Donald Drysdale reports on evidence presented by ICAS to the Scottish Parliament Finance Committee.

Call for evidence

Fiscal devolution has created the need for Scottish public finances to shift from a focus on expenditure to consideration of revenue-raising and the principles which should underpin the Scottish approach to tax.

The Holyrood government had previously stated that Adam Smith’s four key principles would define its approach to tax policy. These are that taxes should be proportionate to the ability to pay, provide certainty to the taxpayer, provide convenience and ease of payment, and be efficient.

In June the Scottish Parliament Finance Committee issued a call for evidence, inviting views on the approaches and principles which should guide the development of a Scottish approach to tax, and ICAS has now submitted its formal response.

The four principles

ICAS suggests that a tax policy might not fully achieve all the Scottish government’s four principles, in part because they may conflict with one another and often a balance will need to be drawn.

According to ICAS, there needs to be clarity of purpose around the objectives of tax and the extent to which the different objectives are balanced against one another. For example, if Scottish tax policy aims to raise funds, drive the economy, redistribute wealth, drive particular behaviours, and provide accountability, how are these goals to be prioritised?

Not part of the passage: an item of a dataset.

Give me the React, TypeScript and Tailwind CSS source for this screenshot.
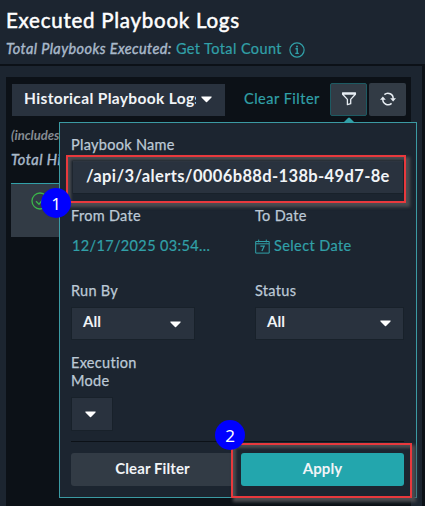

ICAS agrees that taxes should be proportionate, reflecting taxpayers’ ability to pay, but questions whether this might mean different things for different taxes. For example, progressive income tax rates are clearly understood, but the ability to pay is less obvious in relation to land and buildings transaction tax (LBTT) or air passenger duty (APD).

ICAS maintains that taxes should be simple, stable and certain, enabling individuals and businesses to plan ahead with confidence. Businesses will be reluctant to invest if the tax consequences are uncertain.

Taxes should achieve high collection rates and stable and predictable revenues, and they should be difficult to avoid. The current regime for collecting the Scottish rate of income tax (SRIT) through PAYE and HMRC’s other existing processes support these requirements, as does the LBTT compliance process linked to applications for registration of title.

ICAS calls for clear accountability linking the government’s decision-making and public spending with tax revenues. Taxes should provide the taxpaying public with best value – the government shouldn’t levy more than it needs or be profligate with public funds, and there should be a range of taxes to avoid excessive imposition of any one tax.

What about a radically different approach?

ICAS identifies challenges which Scotland might face if Holyrood were to adopt a fundamentally different approach to tax policy. These might reflect behavioural consequences arising from comparisons with taxes in the rest of the UK, and ICAS quotes a number of examples.

Compared with the rest of the UK, Scotland has proportionally fewer taxpayers with incomes over £150,000 a year and might therefore benefit little from hiking its additional rate of income tax. Some wealthy individuals might relocate to avoid the increased tax, or take steps to reduce their personal incomes, e.g. by incorporation.

If there were perceived tax or administrative costs of operating in Scotland, UK-wide businesses might prioritise operations outside Scotland to reduce the impact of these.

Taxpayers familiar with the current tax regime, which has evolved over a long period, might react negatively to fundamental changes – and fresh uncertainties might discourage economic investment in Scotland. Administrative costs of change, for both government and taxpayers, are generally underestimated.

Of course the opposite might be true – radical changes to Scottish taxes might promote economic growth north of the border. However, the resultant additional yield could augment receipts from non-devolved taxes such as corporation tax or capital gains tax, bypassing Holyrood.

A new fiscal vision

Looking beyond the principles referred to in the call for evidence, ICAS suggests that Scotland might have a ‘layered’ fiscal vision. This could set out a longer term strategy, while defining key tax policies on different levels.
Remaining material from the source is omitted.